Wäre auch mein Ansatzpunkt. Der Anblick des -möglicherweise langersehnten oder auch besonderen Stückes- löst sowas wie eine Instinktreaktion, eine Art Alarmzustand, aus, Flucht oder Angriff sozusagen, der je nach Charakter unterschiedlich stark in die eine oder andere Richtung ausgeprägt ist. Ein Stück zu töten, ist aus meiner Sicht etwas sehr archaisches, ur-ursprüngliches: die Muskeln spannen sich an, Adrenalin wird ausgeschüttet, die Durchblutung verbessert sich, die Atmung ändert sich, die Aufmerksamkeit focussiert sich nur auf die Situation und blendet alles andere aus, Geräusche, Geschehnisse. Jetzt gilt es. Nur diese Sache zählt jetzt. Das Leben wird gleichzeitig einfach und schwer. Völlig wertungslos. Harter Fakt.

Ich bin in meinem Leben schon recht viel in der Welt herumgekommen, war bspw. in Alaska, Kanada und Neuseeland unterwegs, habe Lappland mit dem Rad durchquert und Teile per pedes und mache auch sonst viel unter freiem Himmel, und werfe Jagdfieber mal in einen Topf mit anderer darauf bezogener Archaik wie die Faszination eines Lagerfeuers, naß werden, frieren, erschöpft sein, Hunger haben, zu spüren, wie der eigene Körper das meistert und reagiert, frische Luft zu atmen, Wasser aus einem Wildbach zu trinken, ein Gewitter in den Bergen zu erleben, nachts alleine im Zelt im Bärengebiet zu übernachten usw.

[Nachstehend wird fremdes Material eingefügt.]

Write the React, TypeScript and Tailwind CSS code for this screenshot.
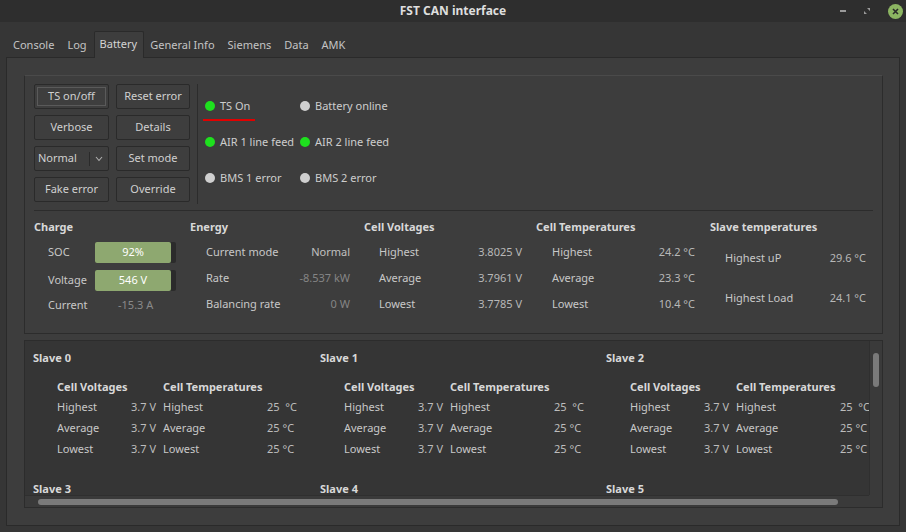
import React from 'react';

const Btn: React.FC<{ label: string; focus?: boolean; w: string }> = ({ label, focus, w }) => (
  <div className={`${w} h-[25px] rounded-[2px] border border-[#2a2a2a] bg-[#3e3e3e] p-[2px]`}>
    <div
      className={`w-full h-full flex items-center justify-center text-[#d0d0d0] ${
        focus ? 'border border-[#5a5a5a]' : ''
      }`}
    >
      {label}
    </div>
  </div>
);

const Led: React.FC<{ on?: boolean; label: string; underline?: boolean }> = ({ on, label, underline }) => (
  <div className="relative flex items-center h-[36px] whitespace-nowrap">
    <span className={`ml-[2px] mr-[5px] w-[10px] h-[10px] rounded-full ${on ? 'bg-[#1ee01e]' : 'bg-[#cfcfcf]'}`} />
    <span>{label}</span>
    {underline && <span className="absolute left-0 top-[31px] w-[52px] h-[2px] bg-[#e10000]" />}
  </div>
);

const Bar: React.FC<{ text: string }> = ({ text }) => (
  <div className="w-[81px] h-[21px] rounded-[2px] bg-[#2b2b2b] flex">
    <div className="w-[76px] h-full rounded-[2px] bg-[#8ea870] text-white flex items-center justify-center">{text}</div>
  </div>
);

const Row: React.FC<{ label: string; value: string; h?: string; valueClass?: string }> = ({ label, value, h, valueClass }) => (
  <div className={`flex items-center justify-between ${h ?? 'h-[26px]'}`}>
    <span>{label}</span>
    <span className={valueClass ?? 'text-[#b8b8b8]'}>{value}</span>
  </div>
);

const Slave: React.FC<{ n: number }> = ({ n }) => (
  <div className="h-[131px] pl-[8px] pt-[10px]">
    <div className="font-bold text-[#d8d8d8] h-[14px] leading-[14px]">Slave {n}</div>
    {n < 3 && (
      <div className="flex pl-[24px] mt-[14px]">
        <div className="w-[99px]">
          <div className="font-bold text-[#d8d8d8] h-[16px] leading-[16px] mb-[2px]">Cell Voltages</div>
          {['Highest', 'Average', 'Lowest'].map(l => (
            <div key={l} className="flex justify-between h-[21px] items-center">
              <span>{l}</span>
              <span className="text-[#bdbdbd]">3.7 V</span>
            </div>
          ))}
        </div>
        <div className="w-[136px] ml-[7px]">
          <div className="font-bold text-[#d8d8d8] h-[16px] leading-[16px] mb-[2px] whitespace-nowrap">Cell Temperatures</div>
          {['Highest', 'Average', 'Lowest'].map((l, i) => (
            <div key={l} className="flex h-[21px] items-center">
              <span className="w-[104px]">{l}</span>
              <span className="text-[#bdbdbd] whitespace-pre">{i === 0 ? '25  °C' : '25 °C'}</span>
            </div>
          ))}
        </div>
      </div>
    )}
  </div>
);

export default function App() {
  const tabs = ['Console', 'Log', 'Battery', 'General Info', 'Siemens', 'Data', 'AMK'];
  return (
    <div
      className="w-[906px] h-[532px] bg-[#363636] flex flex-col text-[11px] text-[#c8c8c8] overflow-hidden"
      style={{ fontFamily: '"Noto Sans", "Open Sans", sans-serif' }}
    >
      {/* title bar */}
      <div className="h-[22px] bg-[#2e2e2e] flex items-center shrink-0">
        <div className="w-[76px]" />
        <div className="flex-1 text-center font-bold text-[12px] text-[#dedede]">FST CAN interface</div>
        <div className="w-[76px] flex items-center justify-end gap-[17px] pr-[3px]">
          <span className="w-[6px] h-[2px] bg-[#9a9a9a]" />
          <svg width="8" height="8" viewBox="0 0 8 8">
            <path d="M4 1 L7 1 L7 4 Z M1 4 L1 7 L4 7 Z" fill="#9a9a9a" />
          </svg>
          <span className="w-[15px] h-[15px] rounded-full bg-[#8cb562] flex items-center justify-center">
            <svg width="7" height="7" viewBox="0 0 7 7">
              <path d="M1 1 L6 6 M6 1 L1 6" stroke="#2a2a2a" strokeWidth="1.6" />
            </svg>
          </span>
        </div>
      </div>

      {/* tabs */}
      <div className="h-[35px] flex items-end pl-[7px] shrink-0">
        {tabs.map(t =>
          t === 'Battery' ? (
            <div
              key={t}
              className="h-[27px] pl-[5px] pr-[6px] flex items-center bg-[#3d3d3d] border border-b-0 border-[#2a2a2a] rounded-t-[2px] text-[#d4d4d4] -mb-px relative z-10 pb-[2px]"
            >
              {t}
            </div>
          ) : (
            <div key={t} className="h-[24px] pl-[6px] pr-[7px] flex items-center text-[#c4c4c4]">
              {t}
            </div>
          )
        )}
      </div>

      {/* pane */}
      <div className="mx-[6px] mb-[8px] flex-1 bg-[#3d3d3d] border border-[#2a2a2a] p-[17px] pr-[16px] flex flex-col gap-[6px]">
        {/* group 1 */}
        <div className="h-[259px] border border-[#2c2c2c] border-t-[#4a4a4a] px-[9px] pt-[8px] flex flex-col shrink-0">
          <div className="flex h-[120px]">
            <div className="grid grid-cols-[75px_74px] gap-x-[7px] gap-y-[6px] content-start">
              <Btn w="w-[75px]" label="TS on/off" focus />
              <Btn w="w-[74px]" label="Reset error" />
              <Btn w="w-[75px]" label="Verbose" />
              <Btn w="w-[74px]" label="Details" />
              <div className="w-[75px] h-[25px] rounded-[2px] border border-[#2a2a2a] bg-[#3e3e3e] flex items-center">
                <span className="pl-[3px] flex-1 text-[#d0d0d0]">Normal</span>
                <span className="w-px h-[14px] bg-[#2a2a2a]" />
                <svg className="mx-[5px]" width="8" height="6" viewBox="0 0 8 6">
                  <path d="M1 1 L4 4.5 L7 1" stroke="#b0b0b0" strokeWidth="1.1" fill="none" />
                </svg>
              </div>
              <Btn w="w-[74px]" label="Set mode" />
              <Btn w="w-[75px]" label="Fake error" />
              <Btn w="w-[74px]" label="Override" />
            </div>
            <div className="ml-[7px] w-px h-[120px] bg-[#2c2c2c]" />
            <div className="ml-[5px] pt-[4px] grid grid-cols-[95px_100px] content-start text-[#cdcdcd]">
              <Led on label="TS On" underline />
              <Led label="Battery online" />
              <Led on label="AIR 1 line feed" />
              <Led on label="AIR 2 line feed" />
              <Led label="BMS 1 error" />
              <Led label="BMS 2 error" />
            </div>
          </div>

          <div className="mt-[6px] h-px bg-[#2c2c2c]" />

          <div className="flex pt-[8px]">
            {/* Charge */}
            <div className="w-[156px]">
              <div className="font-bold text-[#d8d8d8] h-[16px] leading-[16px] mb-[4px]">Charge</div>
              <div className="pl-[14px]">
                <div className="flex items-center h-[27px]">
                  <span className="w-[47px]">SOC</span>
                  <Bar text="92%" />
                </div>
                <div className="flex items-center h-[28px]">
                  <span className="w-[47px]">Voltage</span>
                  <Bar text="546 V" />
                </div>
                <div className="flex items-center h-[23px]">
                  <span className="w-[70px]">Current</span>
                  <span className="text-[#8a8a8a]">-15.3 A</span>
                </div>
              </div>
            </div>
            {/* Energy */}
            <div className="w-[174px]">
              <div className="font-bold text-[#d8d8d8] h-[16px] leading-[16px] mb-[4px]">Energy</div>
              <div className="pl-[16px] pr-[14px]">
                <Row label="Current mode" value="Normal" valueClass="text-[#c0c0c0]" />
                <Row label="Rate" value="-8.537 kW" valueClass="text-[#858585]" />
                <Row label="Balancing rate" value="0 W" valueClass="text-[#858585]" />
              </div>
            </div>
            {/* Cell voltages */}
            <div className="w-[172px]">
              <div className="font-bold text-[#d8d8d8] h-[16px] leading-[16px] mb-[4px]">Cell Voltages</div>
              <div className="pl-[15px] pr-[14px]">
                <Row label="Highest" value="3.8025 V" />
                <Row label="Average" value="3.7961 V" />
                <Row label="Lowest" value="3.7785 V" />
              </div>
            </div>
            {/* Cell temps */}
            <div className="w-[174px]">
              <div className="font-bold text-[#d8d8d8] h-[16px] leading-[16px] mb-[4px]">Cell Temperatures</div>
              <div className="pl-[16px] pr-[15px]">
                <Row label="Highest" value="24.2 °C" />
                <Row label="Average" value="23.3 °C" />
                <Row label="Lowest" value="10.4 °C" />
              </div>
            </div>
            {/* Slave temps */}
            <div className="flex-1">
              <div className="font-bold text-[#d8d8d8] h-[16px] leading-[16px] mb-[3px]">Slave temperatures</div>
              <div className="pl-[15px] pr-[7px]">
                <Row label="Highest uP" value="29.6 °C" h="h-[40px]" />
                <Row label="Highest Load" value="24.1 °C" h="h-[40px]" />
              </div>
            </div>
          </div>
        </div>

        {/* group 2: scroll area */}
        <div className="h-[168px] border border-[#2c2c2c] bg-[#353535] flex flex-col shrink-0">
          <div className="flex flex-1 min-h-0">
            <div className="flex-1 overflow-hidden">
              <div className="grid grid-cols-[287px_286px_288px] w-[861px]">
                {[0, 1, 2, 3, 4, 5].map(n => (
                  <Slave key={n} n={n} />
                ))}
              </div>
            </div>
            <div className="w-[13px] bg-[#3a3a3a] border-l border-[#2f2f2f] flex justify-center pt-[12px]">
              <div className="w-[6px] h-[34px] rounded-full bg-[#7a7a7a]" />
            </div>
          </div>
          <div className="h-[12px] flex shrink-0">
            <div className="flex-1 bg-[#3a3a3a] border-t border-[#2f2f2f] flex items-center pl-[13px]">
              <div className="w-[800px] h-[6px] rounded-full bg-[#7a7a7a]" />
            </div>
            <div className="w-[13px] bg-[#3a3a3a]" />
          </div>
        </div>
      </div>
    </div>
  );
}
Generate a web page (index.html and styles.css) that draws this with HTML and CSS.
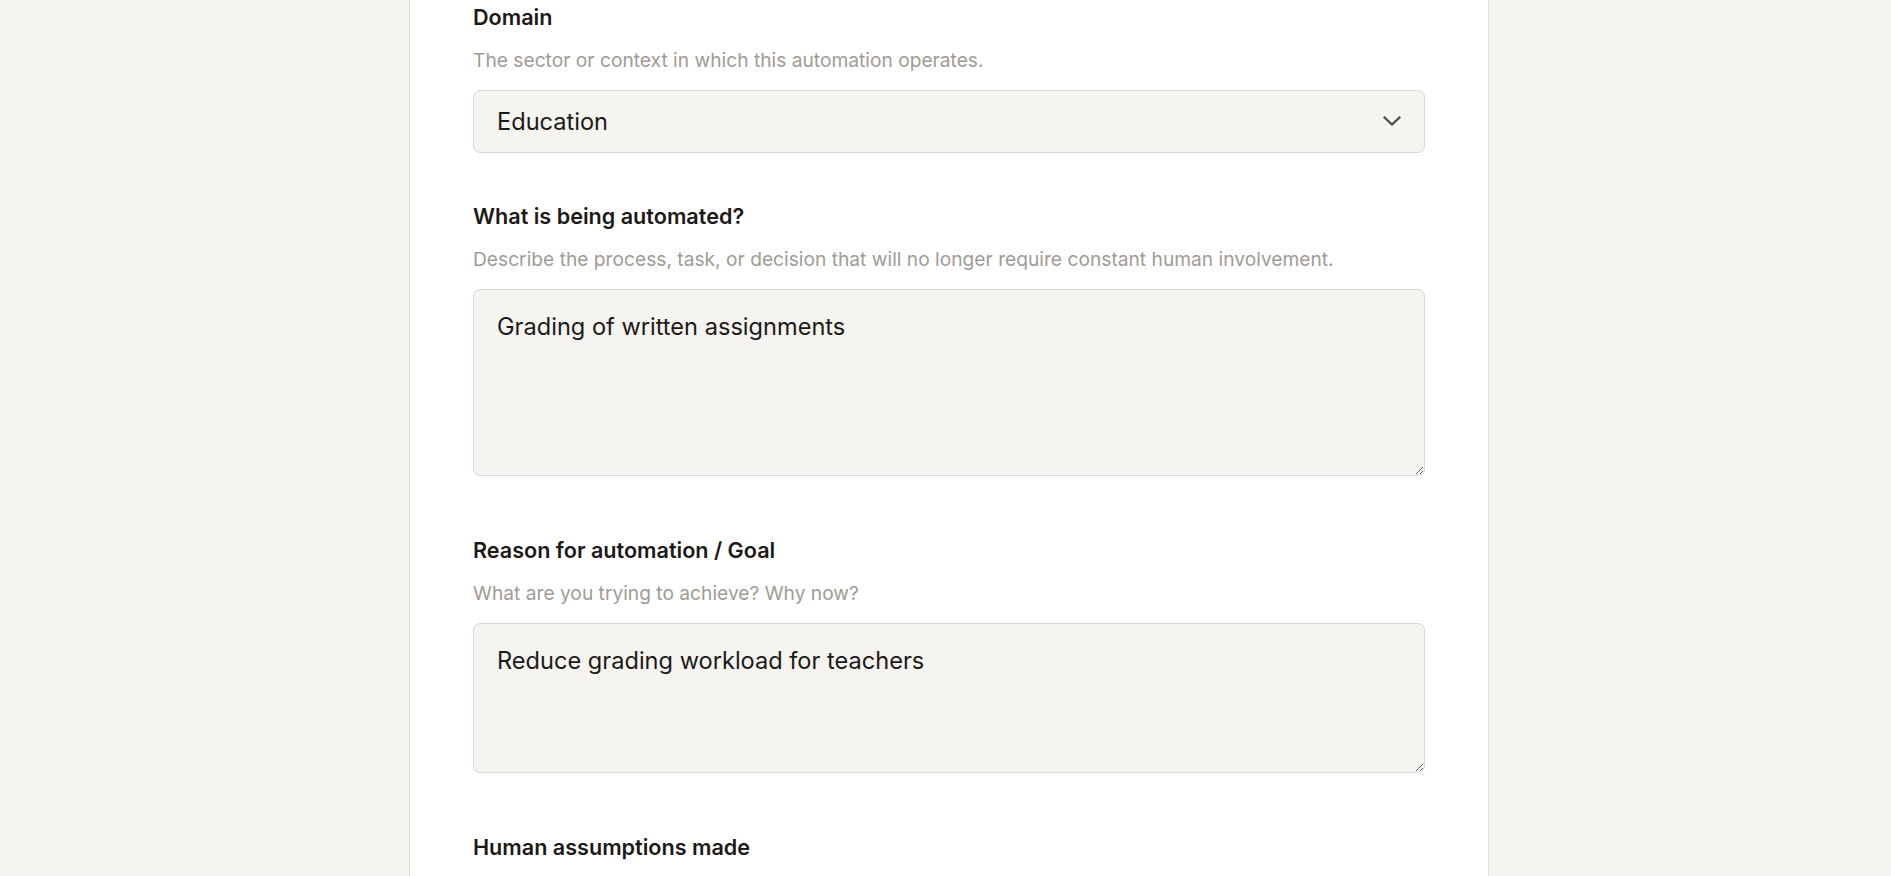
FILE: index.html
```html
<!DOCTYPE html>
<html lang="en">
<head>
<meta charset="utf-8">
<title>Automation form</title>
<link rel="stylesheet" href="styles.css">
</head>
<body>
<div class="page">
  <main class="card">
    <div class="field field-select">
      <label class="label" for="domain">Domain</label>
      <p class="desc">The sector or context in which this automation operates.</p>
      <div class="select-wrap">
        <select id="domain" class="control select">
          <option>Education</option>
        </select>
        <svg class="chevron" width="18" height="10" viewBox="0 0 18 10" aria-hidden="true"><path d="M1.5 1.5 L9 8.5 L16.5 1.5" fill="none" stroke="#4a4744" stroke-width="2.2" stroke-linecap="square"/></svg>
      </div>
    </div>
    <div class="field">
      <label class="label" for="what">What is being automated?</label>
      <p class="desc">Describe the process, task, or decision that will no longer require constant human involvement.</p>
      <textarea id="what" class="control area area-tall">Grading of written assignments</textarea>
    </div>
    <div class="field">
      <label class="label" for="why">Reason for automation / Goal</label>
      <p class="desc">What are you trying to achieve? Why now?</p>
      <textarea id="why" class="control area area-short">Reduce grading workload for teachers</textarea>
    </div>
    <div class="field">
      <label class="label" for="assume">Human assumptions made</label>
    </div>
  </main>
</div>
</body>
</html>
```
FILE: styles.css
```css
* { box-sizing: border-box; }
html, body { margin: 0; padding: 0; height: 100%; overflow: hidden; }
body {
  background: #f5f4f0;
  font-family: Inter, "Noto Sans", sans-serif;
  color: #1c1917;
}
.page {
  padding-left: 7px;
  height: 100%;
}
.card {
  width: 1080px;
  margin: 0 auto;
  min-height: 100%;
  background: #ffffff;
  border-left: 1px solid #e4e1db;
  border-right: 1px solid #e4e1db;
  padding: 3px 63px 0;
}
.field { display: flex; flex-direction: column; margin-bottom: 60px; }
.field-select { margin-bottom: 49px; }
.label {
  font-size: 21.6px;
  font-weight: 600;
  line-height: 28px;
  color: #1c1917;
  margin-bottom: 15px;
}
.desc {
  margin: 0 0 16px;
  font-size: 19.2px;
  line-height: 28px;
  color: #a09b94;
}
.control {
  width: 100%;
  background: #f5f4f0;
  border: 1px solid #dcd9d3;
  border-radius: 7px;
  font-family: Inter, "Noto Sans", sans-serif;
  font-size: 23.6px;
  color: #1c1917;
  outline: none;
}
.select-wrap { position: relative; }
.select {
  appearance: none;
  -webkit-appearance: none;
  height: 63px;
  padding: 0 60px 0 23px;
  display: block;
}
.chevron {
  position: absolute;
  right: 24px;
  top: 26px;
  pointer-events: none;
}
.area {
  display: block;
  padding: 19px 23px;
  line-height: 35px;
  resize: vertical;
}
.area-tall { height: 187px; }
.area-short { height: 150px; }
```
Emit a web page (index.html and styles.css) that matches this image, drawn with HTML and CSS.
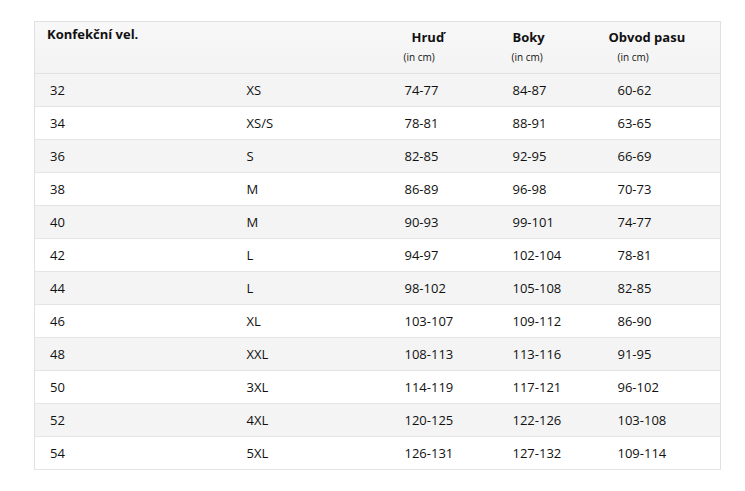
FILE: index.html
```html
<!DOCTYPE html>
<html lang="cs">
<head>
<meta charset="utf-8">
<link rel="stylesheet" href="styles.css">
</head>
<body>
<div class="page">
<table class="sizes">
  <colgroup>
    <col class="c1"><col class="c2"><col class="c3"><col class="c4"><col class="c5">
  </colgroup>
  <thead>
    <tr>
      <th class="h-first">Konfekční vel.</th>
      <th></th>
      <th><span class="t t3">Hruď</span><span class="u">(in cm)</span></th>
      <th><span class="t">Boky</span><span class="u">(in cm)</span></th>
      <th><span class="t t5">Obvod pasu</span><span class="u u5">(in cm)</span></th>
    </tr>
  </thead>
  <tbody>
    <tr><td>32</td><td>XS</td><td>74-77</td><td>84-87</td><td>60-62</td></tr>
    <tr><td>34</td><td>XS/S</td><td>78-81</td><td>88-91</td><td>63-65</td></tr>
    <tr><td>36</td><td>S</td><td>82-85</td><td>92-95</td><td>66-69</td></tr>
    <tr><td>38</td><td>M</td><td>86-89</td><td>96-98</td><td>70-73</td></tr>
    <tr><td>40</td><td>M</td><td>90-93</td><td>99-101</td><td>74-77</td></tr>
    <tr><td>42</td><td>L</td><td>94-97</td><td>102-104</td><td>78-81</td></tr>
    <tr><td>44</td><td>L</td><td>98-102</td><td>105-108</td><td>82-85</td></tr>
    <tr><td>46</td><td>XL</td><td>103-107</td><td>109-112</td><td>86-90</td></tr>
    <tr><td>48</td><td>XXL</td><td>108-113</td><td>113-116</td><td>91-95</td></tr>
    <tr><td>50</td><td>3XL</td><td>114-119</td><td>117-121</td><td>96-102</td></tr>
    <tr><td>52</td><td>4XL</td><td>120-125</td><td>122-126</td><td>103-108</td></tr>
    <tr><td>54</td><td>5XL</td><td>126-131</td><td>127-132</td><td>109-114</td></tr>
  </tbody>
</table>
</div>
</body>
</html>
```

FILE: styles.css
```css
html, body {
  margin: 0;
  padding: 0;
  background: #ffffff;
}

.page {
  padding: 21px 0 0 34px;
}

.sizes {
  border-collapse: collapse;
  table-layout: fixed;
  width: 686px;
  font-family: "Open Sans", "Noto Sans", sans-serif;
  font-size: 13px;
  color: #111111;
  border: 1px solid #e0e0e0;
}

.c1 { width: 198px; }
.c2 { width: 158px; }
.c3 { width: 108px; }
.c4 { width: 105px; }
.c5 { width: 117px; }

.sizes thead tr {
  height: 52px;
  background: linear-gradient(#f8f8f8, #f3f3f3);
  border-bottom: 1px solid #e2e2e2;
}

.sizes th {
  text-align: left;
  vertical-align: top;
  padding: 0 0 0 14px;
  font-weight: 700;
}

.sizes th.h-first {
  padding-left: 12px;
  padding-top: 3px;
  line-height: 18px;
}

.t {
  display: block;
  padding-top: 6px;
  line-height: 18px;
}

.t3 { padding-left: 7px; }
.t5 { margin-left: -9px; }

.u {
  display: block;
  font-weight: 400;
  font-size: 10px;
  line-height: 14px;
  padding-top: 4px;
  margin-left: -1px;
}

.u5 { margin-left: 0; }

.sizes tbody tr {
  height: 33px;
  border-bottom: 1px solid #e4e4e4;
}

.sizes tbody tr:nth-child(odd) {
  background: #f4f4f4;
}

.sizes td {
  padding: 0 0 0 14px;
  vertical-align: middle;
  line-height: 18px;
  white-space: nowrap;
}

.sizes td:first-child {
  padding-left: 15px;
}
```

Es werden bei alldem Dinge in einem wach, die in uns Menschen seit Anbeginn unserer Existenz stecken und die uns bisher auf unserem Entwicklungsweg auch stets begleitet haben, die allerdings immer weniger Menschen erleben, da die Menschheit sich von solchen Situationen und auch generell von sich selbst wegentwickelt, obwohl sie sie braucht. Deswegen sind die oben genannten Dinge und Jagdfieber haben zu dürfen doch ein großes Privileg der Zeit.

Because they make me feel alive.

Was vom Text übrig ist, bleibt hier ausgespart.